Second, when determining which type of a equity-based compensation to grant, the primary question the company should answer is whether the purpose of the award is to incentivize the employee or to retain the employee. In general, awards that are based on the underlying value of the stock will have a more retentive effect. This is because even if the company suffers through a down period and the value of the stock decreases, the executive would still be leaving money on the table by leaving prior to the vesting of all of the award shares.
On the other hand, if the purpose of the award is to incentivize the employee to perform better, then for executive level and higher management level employees in a position to influence a company’s value, SARs or stock options may be a good choice of equity-based compensation because their value derives from the appreciation of the stock unit, which, again, the higher level employee will have an ability to influence. If the reason for the award is to motivate, for many employees, particularly those below the executive level, cash is often a better motivator than equity-based compensation. This is because many employees will fail to see any value from an award of stock options due to the illiquidity of the stock and the SARs.

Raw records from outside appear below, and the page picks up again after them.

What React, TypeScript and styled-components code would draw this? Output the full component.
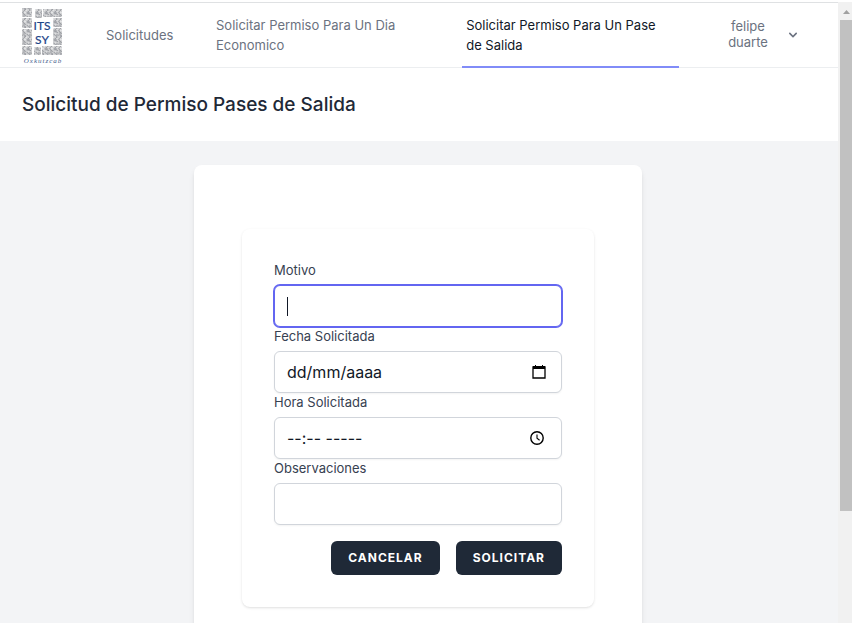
import React from "react";
import styled, { createGlobalStyle, css } from "styled-components";

const GlobalStyle = createGlobalStyle`
  *, *::before, *::after { box-sizing: border-box; }
  body {
    margin: 0;
    font-family: Inter, Roboto, sans-serif;
    font-size: 16px;
    line-height: 24px;
    color: #111827;
    background: #f3f4f6;
  }
  button, input { font: inherit; color: inherit; }
`;

const Viewport = styled.div`
  display: flex;
  height: 100vh;
  overflow: hidden;
  border-top: 2px solid #fff;
`;

const Page = styled.div`
  flex: 1;
  min-width: 0;
  overflow: hidden;
  border-top: 1px solid #dfe1e3;
`;

const Nav = styled.nav`
  display: flex;
  height: 65px;
  padding: 0 25px 0 22px;
  background: #fff;
  border-bottom: 1px solid #eceef0;
`;

const LogoLink = styled.a`
  display: flex;
  flex-shrink: 0;
  align-items: flex-end;
  width: 80px;
`;

const NavLinks = styled.div`
  display: flex;
  flex: 1;
  gap: 32px;
  margin-bottom: -1px;
`;

const NavLink = styled.a<{ $active?: boolean; $wide?: boolean }>`
  display: flex;
  align-items: center;
  padding: 0 4px;
  font-size: 13px;
  line-height: 20px;
  text-decoration: none;
  color: ${(p) => (p.$active ? "#111827" : "#6b7280")};
  border-bottom: 2px solid ${(p) => (p.$active ? "#818cf8" : "transparent")};
  ${(p) => p.$wide ? css`flex: 1 1 auto; padding-right: 12px;` : css`flex: 0 0 78px;`}
`;

const UserButton = styled.button`
  display: flex;
  flex-shrink: 0;
  align-items: center;
  width: 110px;
  margin-left: 24px;
  padding: 0 12px;
  border: 0;
  background: transparent;
  font-size: 13px;
  line-height: 16px;
  color: #6b7280;
`;

const UserName = styled.span`
  flex: 1;
  padding: 0 8px 2px;
  text-align: center;
`;

const Chevron = styled.svg`
  width: 16px;
  height: 16px;
  margin-left: 4px;
`;

const Header = styled.header`
  padding: 25px 22px 24px;
  background: #fff;
`;

const Title = styled.h2`
  margin: 0;
  font-size: 19px;
  font-weight: 500;
  line-height: 24px;
  color: #1f2937;
`;

const Main = styled.main`
  display: flex;
  justify-content: center;
  padding: 24px 24px 48px 22px;
`;

const OuterCard = styled.section`
  width: 100%;
  max-width: 448px;
  padding: 64px 48px;
  background: #fff;
  border-radius: 8px;
  box-shadow: 0 4px 6px -1px rgba(0, 0, 0, 0.1), 0 2px 4px -2px rgba(0, 0, 0, 0.1);
`;

const Form = styled.form`
  padding: 32px;
  border-radius: 8px;
  box-shadow: 0 1px 3px rgba(0, 0, 0, 0.1), 0 1px 2px -1px rgba(0, 0, 0, 0.1);
`;

const Label = styled.label`
  display: block;
  margin-bottom: 6px;
  font-size: 13px;
  line-height: 18px;
  color: #374151;
`;

const Field = styled.div<{ $active?: boolean }>`
  display: flex;
  align-items: center;
  height: 42px;
  padding: 0 12px;
  background: #fff;
  border: 1px solid ${(p) => (p.$active ? "#6366f1" : "#d1d5db")};
  border-radius: 6px;
  box-shadow: ${(p) => (p.$active ? "0 0 0 1px #6366f1" : "0 1px 2px rgba(0, 0, 0, 0.05)")};
`;

const Input = styled.input<{ $caret?: boolean }>`
  flex: 1;
  min-width: 0;
  height: 24px;
  padding: 0;
  border: 0;
  outline: 0;
  background: transparent;
  &::placeholder { color: #111827; opacity: 1; }
  ${(p) => p.$caret && css`
    caret-color: transparent;
    &:placeholder-shown {
      background: linear-gradient(#111827, #111827) 0 center / 1px 19px no-repeat;
    }
  `}
`;

const PickerButton = styled.button`
  display: flex;
  padding: 0;
  margin-right: 3px;
  border: 0;
  background: transparent;
`;

const Actions = styled.div`
  display: flex;
  justify-content: flex-end;
  gap: 16px;
  margin-top: 16px;
`;

const ActionButton = styled.button`
  height: 34px;
  padding: 0 16px;
  border: 1px solid transparent;
  border-radius: 6px;
  background: #1f2937;
  color: #fff;
  font-size: 12px;
  font-weight: 700;
  line-height: 16px;
  letter-spacing: 1px;
  text-transform: uppercase;
`;

const Scrollbar = styled.aside`
  width: 14px;
  padding-left: 2px;
  background: #f1f1f1;
`;

const ScrollArrow = styled.svg`
  display: block;
  width: 12px;
  height: 18px;
`;

const ScrollThumb = styled.div`
  height: 79%;
  background: #c1c1c1;
`;

const blocks = [
  { x: 0, y: 1, w: 10, h: 9 }, { x: 0, y: 11, w: 10, h: 10 },
  { x: 0, y: 22, w: 10, h: 16 }, { x: 0, y: 39, w: 10, h: 9 },
  { x: 13, y: 2, w: 7, h: 9 }, { x: 21, y: 2, w: 19, h: 8 },
  { x: 31, y: 11, w: 9, h: 9 }, { x: 31, y: 21, w: 9, h: 17 },
  { x: 12, y: 40, w: 7, h: 8 }, { x: 20, y: 39, w: 20, h: 9 },
];

function Logo() {
  return (
    <svg width="42" height="60" viewBox="0 0 42 60" role="img" aria-label="ITS SY Oxkutzcab">
      <defs>
        <pattern id="carving" width="9" height="9" patternUnits="userSpaceOnUse">
          <rect width="9" height="9" fill="#cfd0d2" />
          <path
            d="M0 1.500C2 0 4 1 3 3S0 4 1 6s3 2 3 3M5 0c0 2 3 1 3 3S5 4 5 6s3 0 4 2M2 2h2v1M6 5h1v2H6M1 8h2M7 1h2"
            fill="none" stroke="#8f9298" strokeWidth="0.8"
          />
          <path d="M4 4l1-2M8 4v1M2 5l2 1M6 8h1" stroke="#fff" strokeWidth="0.6" />
        </pattern>
      </defs>
      {blocks.map((b) => (
        <rect key={`${b.x}-${b.y}`} x={b.x} y={b.y} width={b.w} height={b.h} rx="1" fill="url(#carving)" />
      ))}
      <g fill="#1d4488" stroke="#1d4488" strokeWidth="0.2" fontFamily="Lato, sans-serif" fontSize="12" textAnchor="middle">
        <text x="20" y="23">ITS</text>
        <text x="20" y="37">SY</text>
      </g>
      <text x="21" y="56" textAnchor="middle" fill="#435c8c" fontSize="7" letterSpacing="1" fontStyle="italic" fontFamily="Liberation Serif, serif">Oxkutzcab</text>
    </svg>
  );
}

const CalendarIcon = () => (
  <svg width="14" height="16" viewBox="0 0 14 16" aria-hidden="true">
    <path d="M1 3h12v11H1z" fill="none" stroke="#000" strokeWidth="1.300" />
    <path d="M1 2h12v3H1zM3 1h1v2H3zM10 1h1v2h-1z" fill="#000" />
  </svg>
);

const ClockIcon = () => (
  <svg width="16" height="16" viewBox="0 0 16 16" fill="none" stroke="#000" aria-hidden="true">
    <circle cx="7" cy="8" r="6.200" strokeWidth="1.400" />
    <path d="M7 4.500V8.300l2.600 2" strokeWidth="1.100" />
  </svg>
);

export default function App() {
  return (
    <>
      <GlobalStyle />
      <Viewport>
        <Page>
          <Nav>
            <LogoLink href="#"><Logo /></LogoLink>
            <NavLinks>
              <NavLink href="#">Solicitudes</NavLink>
              <NavLink href="#" $wide>Solicitar Permiso Para Un Dia Economico</NavLink>
              <NavLink href="#" $wide $active aria-current="page">Solicitar Permiso Para Un Pase de Salida</NavLink>
            </NavLinks>
            <UserButton type="button">
              <UserName>felipe duarte</UserName>
              <Chevron viewBox="0 0 20 20" fill="currentColor" aria-hidden="true">
                <path fillRule="evenodd" clipRule="evenodd" d="M5.293 7.293a1 1 0 011.414 0L10 10.586l3.293-3.293a1 1 0 111.414 1.414l-4 4a1 1 0 01-1.414 0l-4-4a1 1 0 010-1.414z" />
              </Chevron>
            </UserButton>
          </Nav>
          <Header><Title>Solicitud de Permiso Pases de Salida</Title></Header>
          <Main>
            <OuterCard>
              <Form onSubmit={(e) => e.preventDefault()}>
                <Label htmlFor="motivo">Motivo</Label>
                <Field $active><Input id="motivo" type="text" placeholder=" " $caret autoFocus /></Field>
                <Label htmlFor="fecha">Fecha Solicitada</Label>
                <Field>
                  <Input id="fecha" type="text" placeholder="dd/mm/aaaa" />
                  <PickerButton type="button" aria-label="Elegir fecha"><CalendarIcon /></PickerButton>
                </Field>
                <Label htmlFor="hora">Hora Solicitada</Label>
                <Field>
                  <Input id="hora" type="text" placeholder="--:-- -----" />
                  <PickerButton type="button" aria-label="Elegir hora"><ClockIcon /></PickerButton>
                </Field>
                <Label htmlFor="observaciones">Observaciones</Label>
                <Field><Input id="observaciones" type="text" /></Field>
                <Actions>
                  <ActionButton type="button">Cancelar</ActionButton>
                  <ActionButton type="submit">Solicitar</ActionButton>
                </Actions>
              </Form>
            </OuterCard>
          </Main>
        </Page>
        <Scrollbar aria-hidden="true">
          <ScrollArrow viewBox="0 0 12 18"><path d="M3 12l3.500-4 3.500 4z" fill="#a0a0a0" /></ScrollArrow>
          <ScrollThumb />
        </Scrollbar>
      </Viewport>
    </>
  );
}
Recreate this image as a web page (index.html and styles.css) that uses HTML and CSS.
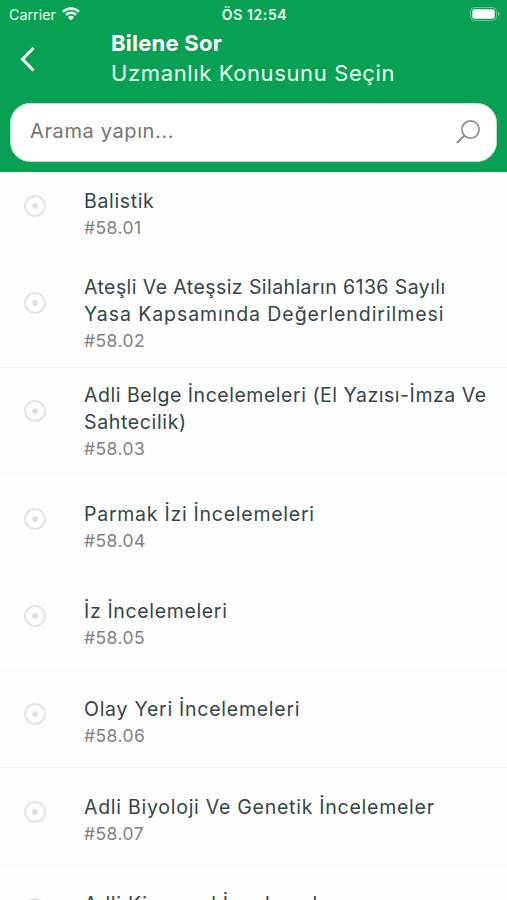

Third, in order for an award of equity-based compensation to truly motivate, it must be of significant value relative to the employee’s compensation level. If the purpose of the award is to retain the employee, the amount of the award needs to be enough to make the employee think twice about leaving.
A lot of factors need to be considered as to whether to grant equity-based compensation to employees, and the type of equity-based compensation to use for a particular situation. As discussed above, there are legal implications associated with grants of stock to employees. Also, the costs and time needed to create and implement the plan, and to comply with other legal requirements, should all be factored in to whether to grant equity-based compensation.